⑵中国が高い決意を示し、拡張主義的な行動に出た場合
→この場合、米国の抑止が破綻する可能性が高くなります。その際には、米国が部分的縮小政策に移行することが最適解となります。つまり、米国は中国が南シナ海の周辺国を支配することを許容し、さらに、南シナ海における紛争で米国の同盟国が関与しない場合、中国に対して武力を行使する意思がないことを示すことになるでしょう。
そして、最も重要なことに、部分的縮小政策の下で、米国は(東アジアにおける)戦時に中国が南シナ海で活動することを否定する能力を持つことになります。また、平時においても、米国は「航行の自由作戦」のように、海軍の船舶を南シナ海で航行させることになるでしょう。
すなわち、部分的縮小政策は、東アジアで中国と戦争を遂行する能力を維持する一方で、南シナ海における中国の限定的な影響権を許容することを意味します。
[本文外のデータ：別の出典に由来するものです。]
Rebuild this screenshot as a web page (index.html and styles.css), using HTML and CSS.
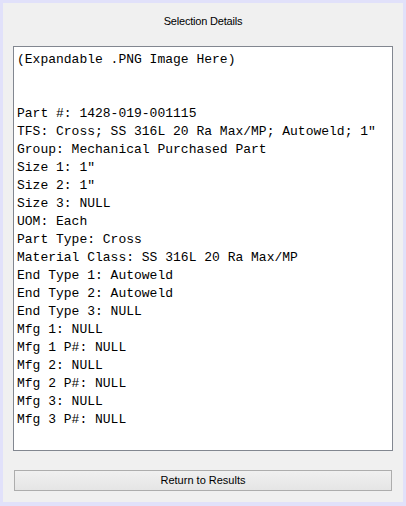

著者は、中国の拡張行動に対して力強いコミットメントを発する代わりに、より曖昧な政策を維持することが適切であると論じています。この曖昧さは、米国の指導者に特定の状況・危機のニュアンスに対する判断の余地を与え、中国を刺激することを避けるという点で優れています。しかし、曖昧な選択肢が抑止力に寄与しない可能性もあります。
さらに、ブラフも有効な選択肢の一つであると、著者は指摘しています。ブラフで中国の拡張が止まれば御の字、抑止が破綻したならば戦闘を避けることができます。

最後に、著者は、さらなる中国の拡張を抑止するために、コミットメントを裏付ける措置を取る必要があるだろうとしています。また、著者は、中国の拡張行動は、周辺国の中国に対する脅威認識を増大させ、米国の同盟国や友好国が安全保障協力を深化させる可能性に触れています。すなわち、中国の拡張行動はバランシング連合を招来する可能性があるということです。そうなった場合、部分的縮小政策に伴うコストは減じられることになるでしょう。

おわりに

上述したように、著者、特にグレーザーによる議論は「グランド・バーゲン」として一般に言及されますが、冷徹なパワーや利益の観点から見た場合、このような分析が導き出されます。
こうした米中両政府の有するいくつもの選択肢を考慮しなければ、第一次ニクソン・ショックのような失態を日本政府・国際政治学者は犯すことになるでしょう。そういった意味で、可能性は高くないかもしれませんが、こういった事態を考慮することは有益であると考えています。